El jugador de ajedrez

David Sala

26 octubre, 2018 02:00

Traducción de María Serna. Astiberri. Bilbao, 2018. 128 páginas, 21 €

Casi todas las adaptaciones al cómic de un texto literario suelen resultarme decepcionantes debido a la trivialización a la que parecen condenadas. No porque la historieta sea un arte menor sino porque suelen apostar por recrear únicamente la trama en detrimento de matices que a menudo son lo realmente sustantivo y singular.

David Sala estructura todo el álbum como una partida de ajedrez en la que un movimiento determina el siguiente

David Sala (Décines, Francia, 1973), que ya me había deslumbrado por algunos trabajos con el guionista Jorge Zentner, también publicados por Astiberri, se vale aquí de la última nouvelle que escribió antes de su suicidio Stefan Zweig, al que en las últimas décadas vuelve a sonreír una popularidad similar a la que disfrutó en vida, para poner en pie una obra que resulta una excepción a ese mal de la simplificación. La anécdota, que tengo grabada en mi memoria por el hecho de haber sido la primera película calificada para mayores de dieciocho años que me dejaron ver durante el franquismo (dirigida por Gerd Oswald en 1960), nos habla del encuentro, a bordo de un barco, entre un gran campeón de ajedrez y un misterioso individuo que, por mor de una serie de avatares personales, acabó por hacer del ajedrez una obsesión. Y ambas, película y cómic, desde distintos presupuestos, salen airosas del empeño por las mismas razones. Una de ellas es, sin duda, el poderío visual, que confiere a los personajes una relación con sus vestimentas y con los objetos que se traduce en que, en los muchísimos momentos de calma que pueblan el relato, no dejen de ocurrir permanentemente cosas.

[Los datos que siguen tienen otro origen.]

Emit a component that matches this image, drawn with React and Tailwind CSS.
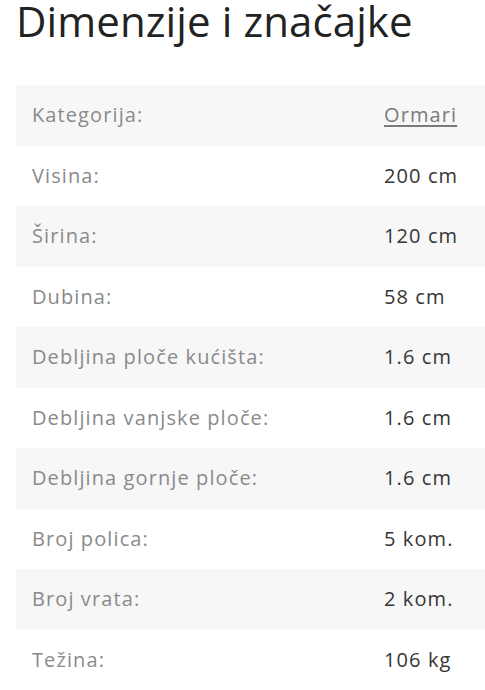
export default function App() {
  const rows = [
    ["Kategorija:", "Ormari", true],
    ["Visina:", "200 cm"],
    ["Širina:", "120 cm"],
    ["Dubina:", "58 cm"],
    ["Debljina ploče kućišta:", "1.6 cm"],
    ["Debljina vanjske ploče:", "1.6 cm"],
    ["Debljina gornje ploče:", "1.6 cm"],
    ["Broj polica:", "5 kom."],
    ["Broj vrata:", "2 kom."],
    ["Težina:", "106 kg"],
  ];
  return (
    <div className="bg-white w-[485px] h-[690px] overflow-hidden pl-4" style={{ fontFamily: "'Open Sans', 'Noto Sans', sans-serif" }}>
      <h2 className="text-[42px] leading-[42px] tracking-[0.1px] text-[#222] m-0 font-normal whitespace-nowrap">Dimenzije i značajke</h2>
      <div className="mt-[43px]">
        {rows.map(([k, v, link], i) => (
          <div key={i} className={`grid grid-cols-[352px_1fr] items-center h-[60.5px] text-[20px] tracking-[1.1px] ${i % 2 === 0 ? "bg-[#f7f7f7]" : "bg-white"}`}>
            <div className="pl-4 text-[#8a8a8a]">{k}</div>
            <div className="pl-4 text-[#363636]">
              {link ? <span className="underline text-[#7a7a7a] underline-offset-[3px]">{v}</span> : v}
            </div>
          </div>
        ))}
      </div>
    </div>
  );
}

Bola suspendida (1930-31) y, a la derecha La nariz (1947)

Pero el principal de esos logros es que Sala estructura todo el álbum como una partida de ajedrez, en la que un movimiento determina el siguiente, ante un lector que se va viendo implicado, y al que el creador ayuda con un orden narrativo presidido por una falsa frialdad, la misma con que los personajes se nos van individualizando sutilmente fieles a una partitura invisible.

Nada más lejos, pues, del efectismo que es hoy moneda común en muchos álbumes, en los que una aparente densidad no hace sino enmascarar la impotencia para integrar coherentemente todas las piezas.

Ahora bien, y al margen de lo apuntado, el único hándicap de este libro para recibir la respuesta del lector es que, muy en la senda estética de Alberto y Enrique Breccia, hay una pulsión en este autor por conferir al dibujo una excelencia que algunos de los primeros teóricos de la novela gráfica anatemizaron con el peregrino argumento de que el virtuosismo estético constituía una rémora para el componente literario, que era el que a ellos más les interesaba, aun a fuerza de una disociación orgánica que parecía preocuparles bien poco. Y así nos va.

Frente al blanco y negro de aquel filme que a ratos me angustió, Sala ha optado por una luminosidad controlada que algunos sectores de la crítica han relacionado con la plástica de los secesionistas vieneses. Un interesante reto más a tener en cuenta en la medida en que la gama cromática contribuye a generar una concienciación hipnótica y extática. Última vuelta de tuerca de un trabajo sencillamente impecable, que les recomiendo complementar con la película Stefan Zweig: Adiós a Europa (Maria Schrader, 2016) para introducirse un poco más en el espíritu fatalista que impregna este álbum.